Le jeune roi d’Angleterre se gouverna un grand tems, si comme vous avez ouï ci dessus raconter, par le conseil de madame sa mère, du comte de Kent son oncle, et de monseigneur Roger de Mortimer. Au dernier, envie qui oncques ne mourut, commença à naître entre le comte de Kent dessus dit et le seigneur de Mortimer, et monta puis l’envie si haut que le sire de Mortimer informa et ennorta tant le jeune roi, par le consentement de madame sa mère, et lui firent entendant que ledit comte de Kent le vouloit empoisonner, et le feroit mourir temprement, s’il ne s’en gardoit, pour avoir son royaume, comme le plus prochain après lui par succession ; car le jeune frère du roi qu’on appeloit monseigneur Jean de Eltem, étoit nouvellement trépassé[5]. Le jeune roi qui croyoit légèrement ce dont on l’informoit, ainsi que jeunes seigneurs, tels a-t-on vu souvent, croient légèrement ce dont ceux qui les doivent conseiller les informent, et plutôt en mal qu’en bien, fit, assez tôt après ce, son dit oncle le comte de Kent prendre et le fit décoler publiquement[6], que oncques il n’en put venir à ex-

  1. N. Zonnekins, qui avait dirigé toutes les opérations de cette journée, périt après avoir fait des actes incroyables de bravoure.
  2. Suivant la Chron. de Flandre, la bataille de Cassel se donna la veille de la Saint-Barthélemy.
  3. Avant de quitter la Flandre, Philippe fit venir le comte Louis de Crécy : « Beau cousin, lui dit-il, je suis venu ici sur les prières que vous m’en avez faites. Peut-être avez-vous donné occasion à la révolte par votre négligence à rendre la justice que vous devez à vos peuples : c’est ce que je ne veux point examiner pour le présent. Il m’a fallu faire de grandes dépenses pour une pareille expédition ; j’aurois droit de prétendre à quelque dédommagement ; mais je vous tiens quitte de tout, et je vous rends vos états soumis et pacifiés. Gardez-vous bien de nous faire retourner une seconde fois pour un pareil sujet. Si votre mauvaise administration m’obligeoit de revenir, ce seroit moins pour vos intérêts que pour les miens. »
  4. Froissait traite fort succinctement cette partie de l’histoire particulière d’Angleterre, afin d’arriver à la grande querelle de Philippe de Valois et d’Édouard, et c’est, sans doute, pour ne pas interrompre le fil des événemens qui concernent les deux royaumes, qu’il rapporte ici le supplice du comte de Kent et de Roger de Mortimer, dont la date est postérieure à celle des faits qu’il racontera dans quelques-uns des chapitres suivans.

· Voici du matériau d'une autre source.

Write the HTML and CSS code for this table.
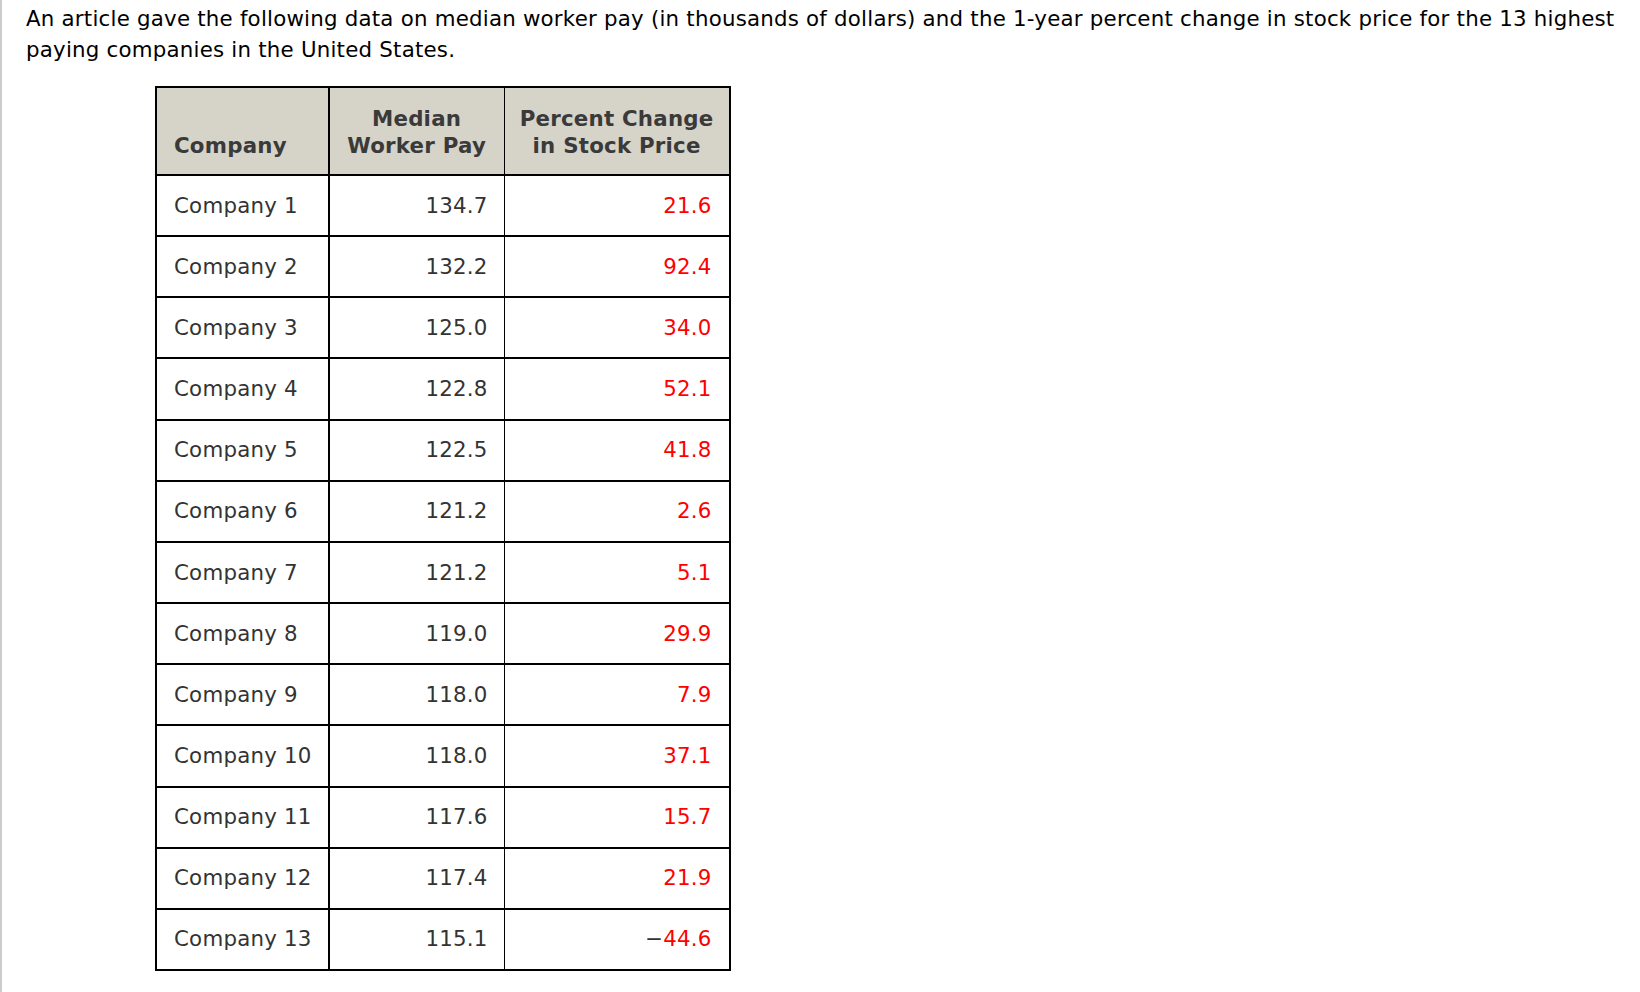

Les détails que Froissart omet sont suppléés par Knighton, Walsingham, Avesbury et Jos. Barnès dans son histoire d’Édouard III, etc.

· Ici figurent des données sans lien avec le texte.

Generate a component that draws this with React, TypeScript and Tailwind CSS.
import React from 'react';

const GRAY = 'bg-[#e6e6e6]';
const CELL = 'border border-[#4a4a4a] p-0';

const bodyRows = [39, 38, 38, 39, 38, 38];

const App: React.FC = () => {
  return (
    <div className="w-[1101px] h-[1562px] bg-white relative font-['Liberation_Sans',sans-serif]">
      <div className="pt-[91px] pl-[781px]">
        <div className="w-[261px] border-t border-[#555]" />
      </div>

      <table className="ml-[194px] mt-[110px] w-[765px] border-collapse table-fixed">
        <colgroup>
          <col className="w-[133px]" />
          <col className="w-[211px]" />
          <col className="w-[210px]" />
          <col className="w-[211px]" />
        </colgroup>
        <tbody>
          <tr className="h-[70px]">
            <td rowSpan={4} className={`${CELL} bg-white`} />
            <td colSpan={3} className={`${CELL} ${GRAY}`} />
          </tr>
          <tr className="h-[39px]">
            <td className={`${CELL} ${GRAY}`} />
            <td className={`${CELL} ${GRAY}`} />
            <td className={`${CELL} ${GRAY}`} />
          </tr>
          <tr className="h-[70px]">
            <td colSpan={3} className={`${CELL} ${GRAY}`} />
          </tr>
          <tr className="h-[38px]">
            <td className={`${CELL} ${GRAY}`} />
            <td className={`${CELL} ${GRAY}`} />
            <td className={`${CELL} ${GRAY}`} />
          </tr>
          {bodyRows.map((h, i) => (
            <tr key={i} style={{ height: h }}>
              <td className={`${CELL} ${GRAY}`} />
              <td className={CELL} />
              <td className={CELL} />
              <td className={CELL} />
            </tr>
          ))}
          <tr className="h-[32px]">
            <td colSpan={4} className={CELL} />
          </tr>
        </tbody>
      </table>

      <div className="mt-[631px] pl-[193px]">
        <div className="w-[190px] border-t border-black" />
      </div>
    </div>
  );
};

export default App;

  5. Froissart se trompe : Jean d’Eltham survécut plus de six ans au comte de Kent. Outre son frère aîné, Thomas, de Brotherton, comte de Norfolk, et les deux sœurs du roi, Jeanne et Éléonore, vivaient aussi.
  6. Le comte de Kent fut décapité à Winchester le 19 mars 1330. On peut voir les motifs de sa condamnation dans une lettre d’Édouard au pape en date du 24 mars de la même année.